La performance vocale de l’acteur Alex Jordan - également doubleur sur les bruits de sexe dans Baldur’s Gate 3, pour la petite anecdote - pour chaque personnage est à ce propos assez remarquable, sa voix adoptant de nouvelles tonalités à chaque alter rencontré, de quoi renforcer leur individualité. Entretenir de bonnes relations avec ces semblables constitue un pilier fondamental et très plaisant du jeu. C’est ainsi que de nombreux choix de dialogue se présenteront à vous, lesquels altèrent constamment l’humeur de votre interlocuteur, une remarque mal placée pouvant vite le rendre anxieux, voire agressif. Tant de paramètres intéressants à prendre en compte qui ont un impact direct sur leur productivité, et non sur le cours de l'histoire. Car oui, les alters vous servent avant tout ici de suppléants et représentent des sortes d’archétypes spécialisés : Jan le technicien et Jan le scientifique vont par exemple pouvoir vous délester assez vite de quelques tâches secondaires trop fastidieuses. Un système diablement malin, bien qu'on accuse tout de même des interactions assez pauvres en termes d’intensité, la tentation d'en passer certaines, parfois trop longues, étant palpable.
Ce qu'il reste à voir...
Pléthore d’aspects n’ont pas encore été évoqués dans cet extrait de The Alters. Le temps est censé être une dimension particulièrement notable de l’expérience, la survie de Jan s’apparentant à une course contre la mort. Mais si les jours défilent bien chaque fois que notre héros se doit de prendre un repos bien mérité pour recharger ses batteries, aucune contrainte ne semble encore affecter durablement le gameplay, si ce n'est quand les radiations nous attaquent la nuit tombée. Difficile également de deviner si les alters disposent d’un système de progression. Pour l’heure, le seul élément améliorable de l’expérience reste votre base, qui peut plaisamment s’agrémenter de nouvelles salles pour accompagner vos entrepôts de stockage, votre salle de communication, la machinerie, la chambre ou encore la cuisine. Reste à savoir où les disposer dans cet espace modulable façon Tetris assez limité en placements. En ce sens, l'aspect construction du jeu est encore très sommaire et on ne demande qu'à en voir plus.

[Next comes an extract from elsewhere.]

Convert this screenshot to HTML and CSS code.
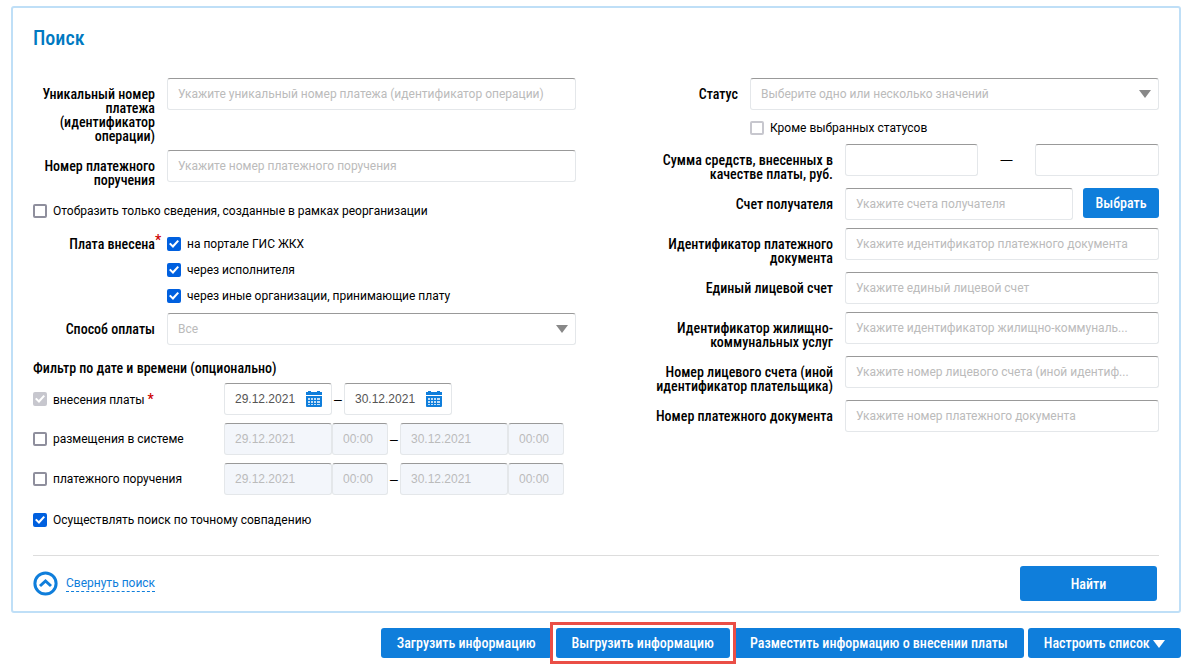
FILE: index.html
```
<!DOCTYPE html>
<html lang="ru">
<head>
    <meta charset="UTF-8">
    <meta name="viewport" content="width=device-width, initial-scale=1.0">
    <title>Поиск</title>
    <link rel="stylesheet" href="styles.css">
</head>
<body>

<form class="search-panel">
    <h1>Поиск</h1>

    <div class="columns">
        <div class="column">
            <div class="row">
                <label class="caption" for="payment-id">Уникальный номер платежа (идентификатор операции)</label>
                <div class="control">
                    <input type="text" class="field" id="payment-id" placeholder="Укажите уникальный номер платежа (идентификатор операции)">
                </div>
            </div>
            <div class="row">
                <label class="caption" for="order-number">Номер платежного поручения</label>
                <div class="control">
                    <input type="text" class="field" id="order-number" placeholder="Укажите номер платежного поручения">
                </div>
            </div>
            <div class="check-row">
                <label class="check"><input type="checkbox"> Отобразить только сведения, созданные в рамках реорганизации</label>
            </div>
            <fieldset class="row">
                <div class="caption" id="paid-via">Плата внесена<span class="required over">*</span></div>
                <div class="check-list" role="group" aria-labelledby="paid-via">
                    <label class="check"><input type="checkbox" checked> на портале ГИС ЖКХ</label>
                    <label class="check"><input type="checkbox" checked> через исполнителя</label>
                    <label class="check"><input type="checkbox" checked> через иные организации, принимающие плату</label>
                </div>
            </fieldset>
            <div class="row">
                <label class="caption" for="pay-method">Способ оплаты</label>
                <div class="control select">
                    <select class="field" id="pay-method">
                        <option>Все</option>
                    </select>
                </div>
            </div>

            <h2>Фильтр по дате и времени (опционально)</h2>
            <div class="date-row">
                <label class="check"><input type="checkbox" checked disabled> <span>внесения платы <span class="required">*</span></span></label>
                <div class="dates">
                    <div class="field date">
                        <input type="text" value="29.12.2021" aria-label="Дата с">
                        <button type="button" class="calendar" aria-label="Календарь">
                            <svg width="16" height="16" viewBox="0 0 16 16"><path fill="#0f7edb" d="M0 1h2V0h3v1h6V0h3v1h2v3H0zM0 5h16v10q0 1-1 1H1q-1 0-1-1z"/><path fill="#c3def6" d="M2 7h2v2H2zM5 7h2v2H5zM8 7h2v2H8zM11 7h3v2h-3zM2 10h2v2H2zM5 10h2v2H5zM8 10h2v2H8zM11 10h3v2h-3zM2 13h2v1H2zM5 13h2v1H5zM8 13h2v1H8zM11 13h3v1h-3z"/></svg>
                        </button>
                    </div>
                    <span class="dash">–</span>
                    <div class="field date">
                        <input type="text" value="30.12.2021" aria-label="Дата по">
                        <button type="button" class="calendar" aria-label="Календарь">
                            <svg width="16" height="16" viewBox="0 0 16 16"><path fill="#0f7edb" d="M0 1h2V0h3v1h6V0h3v1h2v3H0zM0 5h16v10q0 1-1 1H1q-1 0-1-1z"/><path fill="#c3def6" d="M2 7h2v2H2zM5 7h2v2H5zM8 7h2v2H8zM11 7h3v2h-3zM2 10h2v2H2zM5 10h2v2H5zM8 10h2v2H8zM11 10h3v2h-3zM2 13h2v1H2zM5 13h2v1H5zM8 13h2v1H8zM11 13h3v1h-3z"/></svg>
                        </button>
                    </div>
                </div>
            </div>
            <div class="date-row">
                <label class="check"><input type="checkbox"> размещения в системе</label>
                <div class="dates">
                    <input type="text" class="field date" value="29.12.2021" aria-label="Дата с" disabled>
                    <input type="text" class="field time" value="00:00" aria-label="Время с" disabled>
                    <span class="dash">–</span>
                    <input type="text" class="field date" value="30.12.2021" aria-label="Дата по" disabled>
                    <input type="text" class="field time" value="00:00" aria-label="Время по" disabled>
                </div>
            </div>
            <div class="date-row">
                <label class="check"><input type="checkbox"> платежного поручения</label>
                <div class="dates">
                    <input type="text" class="field date" value="29.12.2021" aria-label="Дата с" disabled>
                    <input type="text" class="field time" value="00:00" aria-label="Время с" disabled>
                    <span class="dash">–</span>
                    <input type="text" class="field date" value="30.12.2021" aria-label="Дата по" disabled>
                    <input type="text" class="field time" value="00:00" aria-label="Время по" disabled>
                </div>
            </div>
            <div class="check-row">
                <label class="check"><input type="checkbox" checked> Осуществлять поиск по точному совпадению</label>
            </div>
        </div>

        <div class="column">
            <div class="row">
                <label class="caption" for="status">Статус</label>
                <div class="control select">
                    <select class="field" id="status">
                        <option>Выберите одно или несколько значений</option>
                    </select>
                </div>
            </div>
            <div class="row">
                <div class="except">
                    <label class="check"><input type="checkbox" disabled> Кроме выбранных статусов</label>
                </div>
            </div>
            <div class="row wide">
                <label class="caption" for="sum-from">Сумма средств, внесенных в качестве платы, руб.</label>
                <div class="control sum">
                    <input type="text" class="field" id="sum-from">
                    <span>—</span>
                    <input type="text" class="field" aria-label="Сумма по">
                </div>
            </div>
            <div class="row wide">
                <label class="caption" for="account">Счет получателя</label>
                <div class="control account">
                    <input type="text" class="field" id="account" placeholder="Укажите счета получателя">
                    <button type="button" class="button">Выбрать</button>
                </div>
            </div>
            <div class="row wide">
                <label class="caption" for="document-id">Идентификатор платежного документа</label>
                <div class="control">
                    <input type="text" class="field" id="document-id" placeholder="Укажите идентификатор платежного документа">
                </div>
            </div>
            <div class="row wide">
                <label class="caption" for="single-account">Единый лицевой счет</label>
                <div class="control">
                    <input type="text" class="field" id="single-account" placeholder="Укажите единый лицевой счет">
                </div>
            </div>
            <div class="row wide">
                <label class="caption" for="service-id">Идентификатор жилищно-коммунальных услуг</label>
                <div class="control">
                    <input type="text" class="field" id="service-id" placeholder="Укажите идентификатор жилищно-коммуналь...">
                </div>
            </div>
            <div class="row wide">
                <label class="caption" for="payer-id">Номер лицевого счета (иной идентификатор плательщика)</label>
                <div class="control">
                    <input type="text" class="field" id="payer-id" placeholder="Укажите номер лицевого счета (иной идентиф...">
                </div>
            </div>
            <div class="row wide">
                <label class="caption" for="document-number">Номер платежного документа</label>
                <div class="control">
                    <input type="text" class="field" id="document-number" placeholder="Укажите номер платежного документа">
                </div>
            </div>
        </div>
    </div>

    <div class="panel-footer">
        <a href="#" class="collapse">
            <svg width="25" height="25" viewBox="0 0 25 25" fill="none" stroke="#0f7edb" stroke-width="3"><circle cx="12.5" cy="12.5" r="10.6"/><path d="M7 15l5.5-5 5.5 5"/></svg>
            <span>Свернуть поиск</span>
        </a>
        <button type="submit" class="button find">Найти</button>
    </div>
</form>

<div class="actions">
    <button type="button" class="button">Загрузить информацию</button>
    <div class="highlight"><button type="button" class="button">Выгрузить информацию</button></div>
    <button type="button" class="button">Разместить информацию о внесении платы</button>
    <button type="button" class="button">Настроить список <span class="arrow"></span></button>
</div>

</body>
</html>
```
FILE: styles.css
```
* {
    box-sizing: border-box;
}
body {
    min-height: 100vh;
    margin: 0;
    padding: 6px 16px 6px 11px;
    background-color: #fff;
    color: #000;
    font-family: Roboto, Arial, sans-serif;
    font-size: 12px;
    line-height: 16px;
}
h1, h2, .caption, .button {
    font-family: "Roboto Condensed", Roboto, sans-serif;
    font-weight: 500;
}
h1 {
    margin: 0 0 28px;
    color: #0079c1;
    font-size: 20px;
    line-height: 24px;
}
h2 {
    margin: 7px 0;
    font-size: 14px;
    line-height: 16px;
}
fieldset {
    margin: 0;
    padding: 0;
    border: none;
}
input, select, button {
    font-family: inherit;
    font-size: inherit;
}
.search-panel {
    padding: 18px 20px 10px;
    border: 2px solid #bfdff7;
    border-radius: 3px;
}
.columns {
    display: grid;
    grid-template-columns: 1fr 1fr;
    gap: 40px;
}
.row {
    display: grid;
    grid-template-columns: 122px 1fr;
    column-gap: 12px;
    align-items: start;
}
.row.wide {
    grid-template-columns: 217px 1fr;
}
.caption {
    position: relative;
    padding: 9px 0 7px;
    font-size: 14px;
    line-height: 14px;
    text-align: right;
}
.control {
    position: relative;
    padding-bottom: 8px;
}
.field {
    display: block;
    width: 100%;
    height: 32px;
    padding: 0 10px;
    border: 1px solid #e4e7ea;
    border-top-color: #999;
    border-radius: 3px;
    background-color: #fff;
    color: #555;
}
.field::placeholder {
    color: #bbb;
}
.field:disabled {
    background-color: #f3f6fb;
    color: #bbb;
}
select.field {
    appearance: none;
    color: #bbb;
}
.select::after {
    content: "";
    position: absolute;
    top: 12px;
    right: 8px;
    border: 6px solid transparent;
    border-top: 8px solid #888;
    border-bottom: none;
    pointer-events: none;
}
.check {
    display: flex;
    align-items: center;
    gap: 6px;
}
.check input {
    appearance: none;
    flex: none;
    display: grid;
    place-items: center;
    width: 14px;
    height: 14px;
    margin: 0;
    border: 2px solid #8f8f9d;
    border-radius: 2px;
    background-color: #fff;
}
.check input:checked {
    border-color: #0060df;
    background-color: #0060df;
}
.check input:disabled {
    border-color: #c7c7ce;
}
.check input:checked:disabled {
    background-color: #c7c7ce;
}
.check input:checked::before {
    content: "";
    width: 10px;
    height: 8px;
    background-color: #fff;
    clip-path: polygon(0 50%, 15% 35%, 38% 62%, 85% 0, 100% 15%, 40% 100%);
}
.check-row {
    padding: 9px 0;
}
.check-list {
    display: grid;
    gap: 10px;
    padding: 8px 0 9px;
}
.required {
    color: #c00;
    font-family: Roboto, Arial, sans-serif;
    font-size: 14px;
    font-weight: 500;
}
.over {
    position: absolute;
    top: 5px;
    left: 100%;
}
.except {
    grid-column: 2;
    padding: 2px 0 8px;
}
.sum, .account {
    display: grid;
    grid-template-columns: 133px 1fr 124px;
    align-items: center;
    text-align: center;
}
.sum span {
    font-family: "Liberation Sans", Arial, sans-serif;
}
.account {
    grid-template-columns: 1fr 76px;
    gap: 10px;
    align-items: start;
}
.date-row {
    display: grid;
    grid-template-columns: 191px 1fr;
    align-items: center;
    padding-bottom: 8px;
}
.dates {
    display: flex;
    align-items: center;
    font-family: "Liberation Sans", Arial, sans-serif;
}
.date {
    width: 108px;
}
.time {
    width: 56px;
}
.dash {
    width: 12px;
    font-size: 14px;
    text-align: center;
}
div.date {
    display: flex;
    align-items: center;
    justify-content: space-between;
    padding-right: 9px;
}
.date input {
    width: 66px;
    padding: 0;
    border: none;
    color: #555;
}
.calendar {
    padding: 0;
    border: none;
    background: none;
    line-height: 0;
    cursor: pointer;
}
.panel-footer {
    display: flex;
    align-items: center;
    justify-content: space-between;
    margin-top: 18px;
    padding: 10px 2px 0 0;
    border-top: 1px solid #ddd;
}
.collapse {
    display: flex;
    align-items: center;
    gap: 8px;
    color: #0f7edb;
    text-decoration: none;
}
.collapse span {
    border-bottom: 1px dashed #0f7edb;
}
.button {
    height: 30px;
    padding: 0 16px;
    border: none;
    border-radius: 3px;
    background-color: #0f7edb;
    color: #fff;
    font-size: 14px;
    cursor: pointer;
}
.button:hover {
    background-color: #0b6cc0;
}
.account .button {
    padding: 0;
}
.find {
    width: 137px;
    height: 35px;
}
.actions {
    display: flex;
    justify-content: flex-end;
    gap: 4px;
    margin-top: 15px;
}
.highlight {
    z-index: 1;
    background-color: #fff;
    box-shadow: 0 0 0 3px #fff, 0 0 0 6px #ea4e46;
}
.highlight .button {
    display: block;
}
.arrow {
    display: inline-block;
    border: 6px solid transparent;
    border-top: 8px solid #fff;
    border-bottom: none;
}
```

C'est pour l'instant le concept si particulier de The Alters qui captive le plus : des versions alternatives d'un protagoniste qui servent durablement aux systèmes de survie et dont se dégage une dimension narrative très intéressante faite de thématiques très précises sur les choix et le passé. On s'émerveille également sur le travail sonore remarquable de 11 bits, du sound design électrisant aux compositions toujours aussi folles de Piotr Musiał qui drapent la planète de Jan Dolski d'une atmosphère particulière et qu'on se languit de retrouver. Et puis on grince un peu plus des dents face aux séquences plus laborieuses d'extraction de ressources, dont on espère une balance équitable avec le reste des activités qui nous attendent, et dont l'évolution est encore pour l'heure très nébuleuse.